Sputnik V: Russia starts public distribution of COVID-19 vaccine
In a major move, Russia has started the public distribution process of its 'Sputnik V' COVID-19 vaccine. The first batch of the shot, which was approved last month by President Vladimir Putin, has gone into circulation and is expected to reach several regions of the country very soon. Here is all you need to know about it.
First batch passed quality tests and released
In a recent public statement quoted by ANI, the Russian Health Ministry announced the roll-out of Sputnik V. It said, "The first batch of the 'Gam-COVID-Vac' [Sputnik V] vaccine for the prevention of the new coronavirus infection has passed the necessary quality tests in the laboratories of Roszdravnadzor [Russia's medical device regulator] and has been released into civil circulation."
Deliveries expected very soon
While the Ministry did not say how many doses have been released and to where, it did say that deliveries would be made across several Russian regions "in the nearest future." To recall, just a few days back, Moscow's Mayor Sergey Sobyanin suggested that most of the people living in the country's capital would be vaccinated against the deadly virus in the coming months.
Initial vaccinations would cover risk groups
That said, it must be noted that the first batches of doses are likely to be given to people under high-risk groups such as front-line health workers, senior citizens, and teachers. These drives, as Russian Health Minister Mikhail Murashko previously explained, will be carried out in parallel with post-registration Phase-3 clinical trials and followed by mass-inoculation campaigns starting later in October or November.

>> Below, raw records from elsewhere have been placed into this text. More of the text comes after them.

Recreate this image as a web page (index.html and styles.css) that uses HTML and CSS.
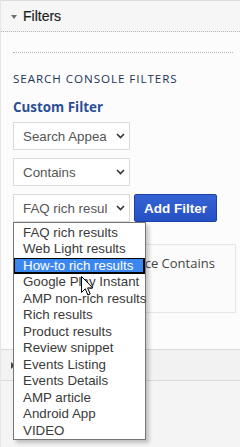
FILE: index.html
```html
<!DOCTYPE html>
<html>
<head>
<meta charset="utf-8">
<link rel="stylesheet" href="styles.css">
</head>
<body>
<div class="topline"></div>
<div class="header">
  <svg class="caret" width="6" height="4" viewBox="0 0 6 4"><path d="M0 0H6L3 4Z" fill="#6f6f6f"/></svg>
  <span class="header-title">Filters</span>
</div>
<div class="panel">
  <div class="sep"></div>
  <div class="section-title">SEARCH CONSOLE FILTERS</div>
  <div class="custom-title">Custom Filter</div>
  <div class="fake-select"><span>Search Appea</span><svg class="chev" width="9" height="6" viewBox="0 0 9 6"><path d="M1 1L4.5 4.5L8 1" fill="none" stroke="#333" stroke-width="1.6"/></svg></div>
  <div class="fake-select"><span>Contains</span><svg class="chev" width="9" height="6" viewBox="0 0 9 6"><path d="M1 1L4.5 4.5L8 1" fill="none" stroke="#333" stroke-width="1.6"/></svg></div>
  <div class="row">
    <div class="fake-select"><span>FAQ rich resul</span><svg class="chev" width="9" height="6" viewBox="0 0 9 6"><path d="M1 1L4.5 4.5L8 1" fill="none" stroke="#333" stroke-width="1.6"/></svg></div>
    <button class="add-btn">Add Filter</button>
  </div>
  <div class="card"><span class="card-text">Search Appearance Contains</span></div>
</div>
<div class="collapsed">
  <svg class="caret-right" width="4" height="7" viewBox="0 0 4 7"><path d="M0 0L4 3.5L0 7Z" fill="#444"/></svg>
</div>
<div class="bottom"></div>

<ul class="dropdown">
  <li>FAQ rich results</li>
  <li>Web Light results</li>
  <li class="active">How-to rich results</li>
  <li>Google Play Instant</li>
  <li>AMP non-rich results</li>
  <li>Rich results</li>
  <li>Product results</li>
  <li>Review snippet</li>
  <li>Events Listing</li>
  <li>Events Details</li>
  <li>AMP article</li>
  <li>Android App</li>
  <li>VIDEO</li>
</ul>
<svg class="cursor" width="13" height="21" viewBox="0 0 13 21"><path d="M0.5 0.5V16.5L4.3 12.8L6.9 19L9.2 18L6.6 11.9H11.8Z" fill="#fff" stroke="#000" stroke-width="1" stroke-linejoin="miter"/></svg>
</body>
</html>
```
FILE: styles.css
```css
html, body {
  margin: 0;
  padding: 0;
}
body {
  width: 240px;
  height: 447px;
  overflow: hidden;
  position: relative;
  background: #f3f3f3;
  font-family: "Liberation Sans", Arial, sans-serif;
  border-left: 1px solid #e6e6e6;
  box-sizing: border-box;
}
.topline {
  height: 1px;
  background: #dcdcdc;
}
.header {
  height: 30px;
  background: #f6f6f6;
  border-bottom: 1px dotted #b5b5b5;
  display: flex;
  align-items: center;
  padding-left: 10px;
}
.caret {
  margin-right: 6px;
  margin-top: 1px;
}
.header-title {
  font-size: 14px;
  color: #1e1e1e;
  -webkit-text-stroke: 0.2px #1e1e1e;
}
.panel {
  background: #fcfcfc;
  padding: 0 7px 36px 12px;
  border-bottom: 1px solid #dadada;
}
.sep {
  padding-top: 20px;
  border-bottom: 1px dotted #b5b5b5;
}
.section-title {
  margin-top: 18px;
  font-family: "Open Sans", sans-serif;
  font-size: 11.6px;
  line-height: 16px;
  color: #1c3657;
  letter-spacing: 0.95px;
  white-space: nowrap;
}
.custom-title {
  margin-top: 12px;
  font-family: "Open Sans", sans-serif;
  font-weight: bold;
  font-size: 13.4px;
  line-height: 16px;
  color: #2b4f96;
}
.fake-select {
  box-sizing: border-box;
  width: 117px;
  height: 28px;
  margin-top: 7px;
  background: #fff;
  border: 1px solid #dcdcdc;
  display: flex;
  align-items: center;
  justify-content: space-between;
  padding: 0 4px 0 9px;
  font-size: 13.33px;
  color: #555;
  white-space: nowrap;
}
.fake-select + .fake-select {
  margin-top: 8px;
}
.row {
  display: flex;
  align-items: flex-start;
  margin-top: 8px;
}
.row .fake-select {
  margin-top: 0;
}
.add-btn {
  margin-left: 4px;
  width: 83px;
  height: 28px;
  border: 1px solid #1e40a4;
  border-radius: 2px;
  background: linear-gradient(#3563d4, #2550c3);
  color: #fff;
  font-family: "Liberation Sans", Arial, sans-serif;
  font-weight: bold;
  font-size: 13.5px;
  padding: 0;
}
.card {
  margin-top: 22px;
  margin-right: -3px;
  height: 69px;
  box-sizing: border-box;
  border: 1px solid #e6e6e6;
  background: #fbfbfb;
  padding: 9px 0 0 27px;
  font-family: "Open Sans", sans-serif;
  font-size: 13px;
  color: #444;
  white-space: nowrap;
  overflow: hidden;
}
.collapsed {
  height: 30px;
  background: #f2f2f2;
  border-bottom: 1px solid #dadada;
  display: flex;
  align-items: center;
  padding-left: 10px;
}
.bottom {
  height: 70px;
  background: #f4f4f4;
}
.dropdown {
  position: absolute;
  left: 12px;
  top: 222px;
  width: 133px;
  height: 218px;
  box-sizing: border-box;
  margin: 0;
  padding: 1.5px 0 0 0;
  list-style: none;
  background: #fff;
  border: 1px solid #767676;
  box-shadow: 3px 3px 4px rgba(0, 0, 0, 0.22);
}
.dropdown li {
  height: 16.5px;
  line-height: 16.5px;
  padding-left: 9px;
  font-size: 13.33px;
  color: #3a3a3a;
  white-space: nowrap;
}
.dropdown li.active {
  background: #3b87f0;
  color: #fff;
  box-shadow: inset 1px 1px 0 #000, inset -2px -2px 0 #000;
}
.cursor {
  position: absolute;
  left: 80px;
  top: 276px;
}
```
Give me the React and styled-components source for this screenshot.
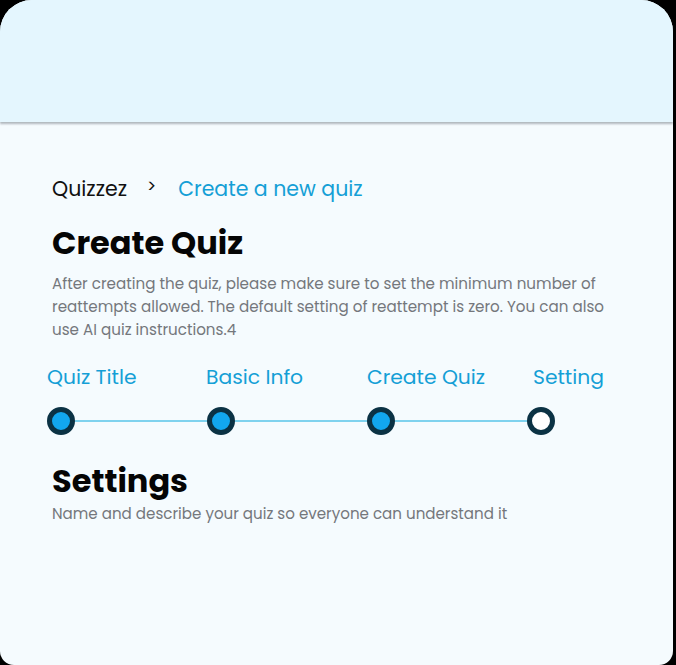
import styled, { createGlobalStyle } from "styled-components";

const GlobalStyle = createGlobalStyle`
  body {
    margin: 0;
    background: #000;
    font-family: "Poppins", Inter, "Noto Sans", sans-serif;
  }
`;

const steps = [
  { label: "Quiz Title", done: true, shift: 0 },
  { label: "Basic Info", done: true, shift: -1 },
  { label: "Create Quiz", done: true, shift: 0 },
  { label: "Setting", done: false, shift: 6 },
];

const App = () => {
  return (
    <>
      <GlobalStyle />
      <Card>
        <Header />
        <Body>
          <Crumbs>
            <CrumbRoot>Quizzez</CrumbRoot>
            <CrumbSep>&gt;</CrumbSep>
            <CrumbLink>Create a new quiz</CrumbLink>
          </Crumbs>
          <Title>Create Quiz</Title>
          <Lead>
            After creating the quiz, please make sure to set the minimum number of
            reattempts allowed. The default setting of reattempt is zero. You can also
            use AI quiz instructions.4
          </Lead>
          <Steps>
            {steps.map((s, i) => (
              <Step key={s.label}>
                <StepLabel $shift={s.shift}>{s.label}</StepLabel>
                <Track>
                  <Dot $done={s.done} />
                  {i < steps.length - 1 && <Connector />}
                </Track>
              </Step>
            ))}
          </Steps>
          <SubTitle>Settings</SubTitle>
          <SubLead>Name and describe your quiz so everyone can understand it</SubLead>
        </Body>
      </Card>
    </>
  );
};

const Card = styled.div`
  width: 673px;
  height: 665px;
  display: flex;
  flex-direction: column;
  background: #f5fbfe;
  border-radius: 32px 32px 14px 14px;
  overflow: hidden;
`;
const Header = styled.div`
  height: 122px;
  flex-shrink: 0;
  background: #e4f6fe;
  box-shadow: 0 2px 2px rgba(90, 100, 110, 0.45);
  position: relative;
  z-index: 1;
`;
const Body = styled.div`
  flex: 1;
  padding: 52px 52px 0 52px;
`;
const Crumbs = styled.div`
  display: flex;
  align-items: center;
  font-size: 20.5px;
  height: 28px;
`;
const CrumbRoot = styled.span`
  color: #111;
`;
const CrumbSep = styled.span`
  color: #111;
  font-size: 17px;
  margin: -5px 22px 0 20px;
`;
const CrumbLink = styled.span`
  color: #149fd6;
`;
const Title = styled.h1`
  margin: 21px 0 0;
  font-size: 32px;
  font-weight: 700;
  color: #050505;
  line-height: 40px;
`;
const Lead = styled.p`
  margin: 9px 0 0;
  font-size: 15.15px;
  line-height: 23px;
  color: #74777c;
  max-width: 570px;
`;
const Steps = styled.div`
  display: grid;
  grid-template-columns: repeat(4, 160px);
  margin: 22px 0 0 -5px;
`;
const Step = styled.div`
  display: flex;
  flex-direction: column;
`;
const StepLabel = styled.div`
  font-size: 20.3px;
  line-height: 28px;
  color: #149fd6;
  white-space: nowrap;
  margin-left: ${(p) => p.$shift}px;
`;
const Track = styled.div`
  display: flex;
  align-items: center;
  margin-top: 16px;
`;
const Dot = styled.div`
  width: 28px;
  height: 28px;
  box-sizing: border-box;
  border-radius: 50%;
  border: 5px solid #0b3244;
  background: ${(p) => (p.$done ? "#12a7ef" : "#ffffff")};
  flex-shrink: 0;
`;
const Connector = styled.div`
  flex: 1;
  height: 2px;
  background: #7fd2ee;
`;
const SubTitle = styled.h2`
  margin: 26px 0 0;
  font-size: 32px;
  font-weight: 700;
  color: #050505;
  line-height: 40px;
`;
const SubLead = styled.p`
  margin: 1px 0 0;
  font-size: 15.1px;
  color: #74777c;
`;

export default App;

Russia's Sputnik V has been part of a controversy
Developed by Gamaleya Research Institute of Epidemiology and Microbiology, Sputnik V was registered on August 11, with President Putin claiming that the shot forms a stable immunity and one of his daughters has already been inoculated. However, the approval of the shot within just two months of testing, and no public data has been a major point of debate in the scientific community.